Task prompt: List all lines of the data containing the word "that".

[Front-end source files]
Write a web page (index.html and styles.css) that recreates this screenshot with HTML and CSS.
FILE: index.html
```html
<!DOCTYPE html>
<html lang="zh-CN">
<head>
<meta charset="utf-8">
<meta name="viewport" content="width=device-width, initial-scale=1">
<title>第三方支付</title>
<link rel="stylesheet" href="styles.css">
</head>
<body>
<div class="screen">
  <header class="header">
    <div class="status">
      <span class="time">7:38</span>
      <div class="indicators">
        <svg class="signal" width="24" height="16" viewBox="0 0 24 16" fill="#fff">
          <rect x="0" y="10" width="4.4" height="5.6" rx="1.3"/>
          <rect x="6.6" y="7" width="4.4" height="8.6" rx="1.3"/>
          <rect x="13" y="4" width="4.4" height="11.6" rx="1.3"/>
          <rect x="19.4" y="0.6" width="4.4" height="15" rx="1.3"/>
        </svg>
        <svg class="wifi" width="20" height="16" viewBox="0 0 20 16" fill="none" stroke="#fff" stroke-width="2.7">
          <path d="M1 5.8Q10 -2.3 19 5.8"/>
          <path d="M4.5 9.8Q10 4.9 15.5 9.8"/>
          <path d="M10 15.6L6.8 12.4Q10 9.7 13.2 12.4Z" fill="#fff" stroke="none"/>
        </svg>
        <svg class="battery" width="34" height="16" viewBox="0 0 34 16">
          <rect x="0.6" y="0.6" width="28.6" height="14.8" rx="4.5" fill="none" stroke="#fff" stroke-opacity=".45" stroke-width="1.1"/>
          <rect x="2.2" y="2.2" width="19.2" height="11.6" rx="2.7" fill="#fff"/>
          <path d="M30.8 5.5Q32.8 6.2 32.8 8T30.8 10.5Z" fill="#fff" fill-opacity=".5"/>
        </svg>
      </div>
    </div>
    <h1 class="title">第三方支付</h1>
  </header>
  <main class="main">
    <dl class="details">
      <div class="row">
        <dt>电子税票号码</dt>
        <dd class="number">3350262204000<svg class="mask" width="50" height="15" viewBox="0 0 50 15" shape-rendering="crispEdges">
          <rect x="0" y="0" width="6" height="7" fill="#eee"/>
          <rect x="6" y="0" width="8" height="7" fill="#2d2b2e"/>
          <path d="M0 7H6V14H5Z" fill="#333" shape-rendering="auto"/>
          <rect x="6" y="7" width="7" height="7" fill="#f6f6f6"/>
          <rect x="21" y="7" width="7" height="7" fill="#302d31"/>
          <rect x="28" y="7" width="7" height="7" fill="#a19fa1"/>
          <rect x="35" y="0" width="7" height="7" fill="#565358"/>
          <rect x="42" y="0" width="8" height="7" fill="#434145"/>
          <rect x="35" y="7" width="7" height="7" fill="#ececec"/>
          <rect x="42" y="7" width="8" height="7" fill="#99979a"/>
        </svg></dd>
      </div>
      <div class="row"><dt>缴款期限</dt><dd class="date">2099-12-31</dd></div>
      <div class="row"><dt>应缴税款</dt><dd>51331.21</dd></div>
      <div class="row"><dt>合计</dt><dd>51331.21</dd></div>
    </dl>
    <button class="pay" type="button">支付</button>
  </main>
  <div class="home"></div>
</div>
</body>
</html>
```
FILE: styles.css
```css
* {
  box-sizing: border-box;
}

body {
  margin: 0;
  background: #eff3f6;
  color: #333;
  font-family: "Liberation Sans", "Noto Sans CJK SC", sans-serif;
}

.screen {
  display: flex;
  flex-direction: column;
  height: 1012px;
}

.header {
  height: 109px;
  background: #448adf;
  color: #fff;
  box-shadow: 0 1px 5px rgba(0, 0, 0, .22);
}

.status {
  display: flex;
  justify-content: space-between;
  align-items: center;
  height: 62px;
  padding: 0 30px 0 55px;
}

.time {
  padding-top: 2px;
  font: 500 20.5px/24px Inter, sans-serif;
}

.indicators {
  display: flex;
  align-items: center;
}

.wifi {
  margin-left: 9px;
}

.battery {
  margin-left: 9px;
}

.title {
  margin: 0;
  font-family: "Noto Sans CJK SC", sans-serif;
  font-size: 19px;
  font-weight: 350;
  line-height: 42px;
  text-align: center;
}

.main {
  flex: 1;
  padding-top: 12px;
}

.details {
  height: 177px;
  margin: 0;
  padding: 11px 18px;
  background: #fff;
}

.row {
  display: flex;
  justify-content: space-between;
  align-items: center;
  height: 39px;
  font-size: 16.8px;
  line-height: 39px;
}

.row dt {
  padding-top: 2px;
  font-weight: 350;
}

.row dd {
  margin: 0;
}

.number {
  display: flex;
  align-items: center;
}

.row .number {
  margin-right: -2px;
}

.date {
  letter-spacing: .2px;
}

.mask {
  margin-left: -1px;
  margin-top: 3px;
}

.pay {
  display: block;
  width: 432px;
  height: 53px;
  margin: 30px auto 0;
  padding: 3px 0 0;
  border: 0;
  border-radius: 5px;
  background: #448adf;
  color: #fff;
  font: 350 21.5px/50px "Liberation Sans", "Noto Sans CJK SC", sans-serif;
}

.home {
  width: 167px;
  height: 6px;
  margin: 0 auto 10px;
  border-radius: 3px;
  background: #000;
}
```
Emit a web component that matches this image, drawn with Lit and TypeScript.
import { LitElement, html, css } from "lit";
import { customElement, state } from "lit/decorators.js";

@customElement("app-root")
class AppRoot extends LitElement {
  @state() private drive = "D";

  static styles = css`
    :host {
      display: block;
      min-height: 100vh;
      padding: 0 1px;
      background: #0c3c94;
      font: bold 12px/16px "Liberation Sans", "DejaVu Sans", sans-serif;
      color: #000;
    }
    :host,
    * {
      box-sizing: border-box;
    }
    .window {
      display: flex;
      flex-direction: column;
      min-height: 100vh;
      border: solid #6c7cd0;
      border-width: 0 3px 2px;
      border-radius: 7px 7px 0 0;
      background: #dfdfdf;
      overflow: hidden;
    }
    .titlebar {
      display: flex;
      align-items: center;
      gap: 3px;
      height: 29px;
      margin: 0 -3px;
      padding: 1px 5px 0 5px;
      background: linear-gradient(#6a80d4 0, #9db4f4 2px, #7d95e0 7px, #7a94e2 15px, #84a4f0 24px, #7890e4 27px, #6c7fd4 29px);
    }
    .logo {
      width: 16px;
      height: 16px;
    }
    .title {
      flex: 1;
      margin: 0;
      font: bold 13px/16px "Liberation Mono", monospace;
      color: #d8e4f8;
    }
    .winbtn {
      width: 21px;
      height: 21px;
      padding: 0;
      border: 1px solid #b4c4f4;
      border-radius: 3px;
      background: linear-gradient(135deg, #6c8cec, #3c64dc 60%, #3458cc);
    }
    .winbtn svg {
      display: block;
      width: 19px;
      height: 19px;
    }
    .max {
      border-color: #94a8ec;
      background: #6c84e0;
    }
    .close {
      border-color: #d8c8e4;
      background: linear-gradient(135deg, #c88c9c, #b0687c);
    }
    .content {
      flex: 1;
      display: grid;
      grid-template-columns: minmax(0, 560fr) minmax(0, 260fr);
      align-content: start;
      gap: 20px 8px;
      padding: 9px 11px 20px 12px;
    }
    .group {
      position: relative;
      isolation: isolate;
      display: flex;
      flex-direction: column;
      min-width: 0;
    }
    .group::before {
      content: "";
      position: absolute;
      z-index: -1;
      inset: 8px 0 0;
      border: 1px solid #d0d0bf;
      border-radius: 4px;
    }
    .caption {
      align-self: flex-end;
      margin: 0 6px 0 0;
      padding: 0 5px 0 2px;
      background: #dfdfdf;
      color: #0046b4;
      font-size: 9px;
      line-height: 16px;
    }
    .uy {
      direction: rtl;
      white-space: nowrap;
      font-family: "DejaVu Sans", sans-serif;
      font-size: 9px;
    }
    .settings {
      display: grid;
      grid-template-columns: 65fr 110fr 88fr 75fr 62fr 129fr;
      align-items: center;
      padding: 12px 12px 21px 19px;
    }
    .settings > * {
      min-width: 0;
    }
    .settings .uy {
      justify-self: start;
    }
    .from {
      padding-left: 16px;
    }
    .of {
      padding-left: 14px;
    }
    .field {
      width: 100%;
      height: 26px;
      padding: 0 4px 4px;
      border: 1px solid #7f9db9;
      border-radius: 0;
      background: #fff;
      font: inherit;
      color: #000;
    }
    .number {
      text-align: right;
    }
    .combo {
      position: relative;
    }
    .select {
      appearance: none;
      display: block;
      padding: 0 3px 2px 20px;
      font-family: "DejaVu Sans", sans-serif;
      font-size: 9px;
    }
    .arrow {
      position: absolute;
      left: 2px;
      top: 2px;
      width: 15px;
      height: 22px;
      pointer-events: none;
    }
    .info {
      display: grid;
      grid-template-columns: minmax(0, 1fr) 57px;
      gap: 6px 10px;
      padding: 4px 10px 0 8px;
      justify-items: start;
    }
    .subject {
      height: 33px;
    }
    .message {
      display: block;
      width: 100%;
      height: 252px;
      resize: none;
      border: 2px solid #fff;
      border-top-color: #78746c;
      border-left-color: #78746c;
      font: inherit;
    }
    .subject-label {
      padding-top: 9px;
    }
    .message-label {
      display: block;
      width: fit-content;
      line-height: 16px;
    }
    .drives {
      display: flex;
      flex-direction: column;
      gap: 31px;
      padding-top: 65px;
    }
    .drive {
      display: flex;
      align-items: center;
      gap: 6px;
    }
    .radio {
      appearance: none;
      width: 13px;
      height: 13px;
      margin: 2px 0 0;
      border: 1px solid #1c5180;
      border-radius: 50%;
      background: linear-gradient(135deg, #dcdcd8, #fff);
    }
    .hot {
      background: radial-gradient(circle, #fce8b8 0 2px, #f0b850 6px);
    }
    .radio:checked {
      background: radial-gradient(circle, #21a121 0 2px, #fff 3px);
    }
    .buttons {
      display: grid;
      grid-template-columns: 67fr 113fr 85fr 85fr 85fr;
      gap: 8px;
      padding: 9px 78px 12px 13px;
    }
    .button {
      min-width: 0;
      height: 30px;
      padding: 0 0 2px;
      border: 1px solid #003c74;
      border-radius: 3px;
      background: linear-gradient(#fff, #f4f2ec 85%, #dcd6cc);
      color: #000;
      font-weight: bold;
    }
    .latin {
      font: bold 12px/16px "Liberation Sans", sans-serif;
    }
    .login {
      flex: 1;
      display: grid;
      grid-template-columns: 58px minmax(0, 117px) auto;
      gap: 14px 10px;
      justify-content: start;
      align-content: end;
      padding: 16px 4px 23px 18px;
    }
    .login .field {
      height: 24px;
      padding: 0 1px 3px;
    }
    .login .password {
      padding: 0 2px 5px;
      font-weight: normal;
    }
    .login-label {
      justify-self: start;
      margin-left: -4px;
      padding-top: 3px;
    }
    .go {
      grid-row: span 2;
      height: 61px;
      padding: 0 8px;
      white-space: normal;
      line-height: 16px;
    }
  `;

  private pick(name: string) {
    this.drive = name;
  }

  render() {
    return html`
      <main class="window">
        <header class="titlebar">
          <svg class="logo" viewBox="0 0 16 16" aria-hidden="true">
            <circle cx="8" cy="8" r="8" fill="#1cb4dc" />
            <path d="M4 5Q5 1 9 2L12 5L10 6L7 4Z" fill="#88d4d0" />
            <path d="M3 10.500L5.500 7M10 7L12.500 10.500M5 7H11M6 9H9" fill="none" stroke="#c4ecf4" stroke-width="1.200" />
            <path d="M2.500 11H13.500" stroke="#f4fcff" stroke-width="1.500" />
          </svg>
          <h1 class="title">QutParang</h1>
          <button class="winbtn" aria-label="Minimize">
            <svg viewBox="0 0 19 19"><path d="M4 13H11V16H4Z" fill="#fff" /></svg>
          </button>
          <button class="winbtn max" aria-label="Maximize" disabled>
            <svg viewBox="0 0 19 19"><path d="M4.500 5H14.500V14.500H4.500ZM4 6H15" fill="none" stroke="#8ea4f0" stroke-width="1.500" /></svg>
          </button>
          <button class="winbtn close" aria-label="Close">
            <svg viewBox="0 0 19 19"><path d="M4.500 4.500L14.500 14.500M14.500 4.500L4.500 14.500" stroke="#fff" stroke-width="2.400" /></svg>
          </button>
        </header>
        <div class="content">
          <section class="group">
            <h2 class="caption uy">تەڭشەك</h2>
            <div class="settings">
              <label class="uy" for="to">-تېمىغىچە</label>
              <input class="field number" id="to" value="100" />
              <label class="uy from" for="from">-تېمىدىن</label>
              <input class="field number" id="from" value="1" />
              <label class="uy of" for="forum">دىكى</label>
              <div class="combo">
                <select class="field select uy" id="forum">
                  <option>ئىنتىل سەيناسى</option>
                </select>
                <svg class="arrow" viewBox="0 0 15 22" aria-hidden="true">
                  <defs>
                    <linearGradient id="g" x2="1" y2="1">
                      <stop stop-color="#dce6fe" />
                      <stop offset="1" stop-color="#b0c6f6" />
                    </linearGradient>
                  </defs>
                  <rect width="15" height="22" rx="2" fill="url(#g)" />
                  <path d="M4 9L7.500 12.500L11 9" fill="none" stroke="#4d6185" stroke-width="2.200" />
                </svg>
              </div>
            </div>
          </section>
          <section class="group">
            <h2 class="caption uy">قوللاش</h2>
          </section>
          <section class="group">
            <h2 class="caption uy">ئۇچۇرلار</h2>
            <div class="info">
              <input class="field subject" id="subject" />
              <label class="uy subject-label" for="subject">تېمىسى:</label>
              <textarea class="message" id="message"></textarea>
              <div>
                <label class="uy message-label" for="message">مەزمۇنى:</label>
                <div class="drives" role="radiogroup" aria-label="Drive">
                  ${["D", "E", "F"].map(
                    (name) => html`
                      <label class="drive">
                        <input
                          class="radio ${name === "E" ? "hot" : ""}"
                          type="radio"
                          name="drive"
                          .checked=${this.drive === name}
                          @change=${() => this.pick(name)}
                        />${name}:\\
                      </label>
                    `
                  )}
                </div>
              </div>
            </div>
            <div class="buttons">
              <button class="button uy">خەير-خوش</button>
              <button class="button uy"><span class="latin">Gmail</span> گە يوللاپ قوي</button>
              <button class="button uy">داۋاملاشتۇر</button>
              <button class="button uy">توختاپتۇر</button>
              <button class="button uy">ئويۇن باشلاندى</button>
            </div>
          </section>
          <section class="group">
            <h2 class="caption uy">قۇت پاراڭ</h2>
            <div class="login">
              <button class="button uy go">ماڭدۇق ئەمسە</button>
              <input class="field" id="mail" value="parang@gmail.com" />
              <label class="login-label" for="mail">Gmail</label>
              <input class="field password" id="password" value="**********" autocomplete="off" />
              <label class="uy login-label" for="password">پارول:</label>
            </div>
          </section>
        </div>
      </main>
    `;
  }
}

Final result:
Write a web page (index.html and styles.css) that recreates this screenshot with HTML and CSS.
Emit a web component that matches this image, drawn with Lit and TypeScript.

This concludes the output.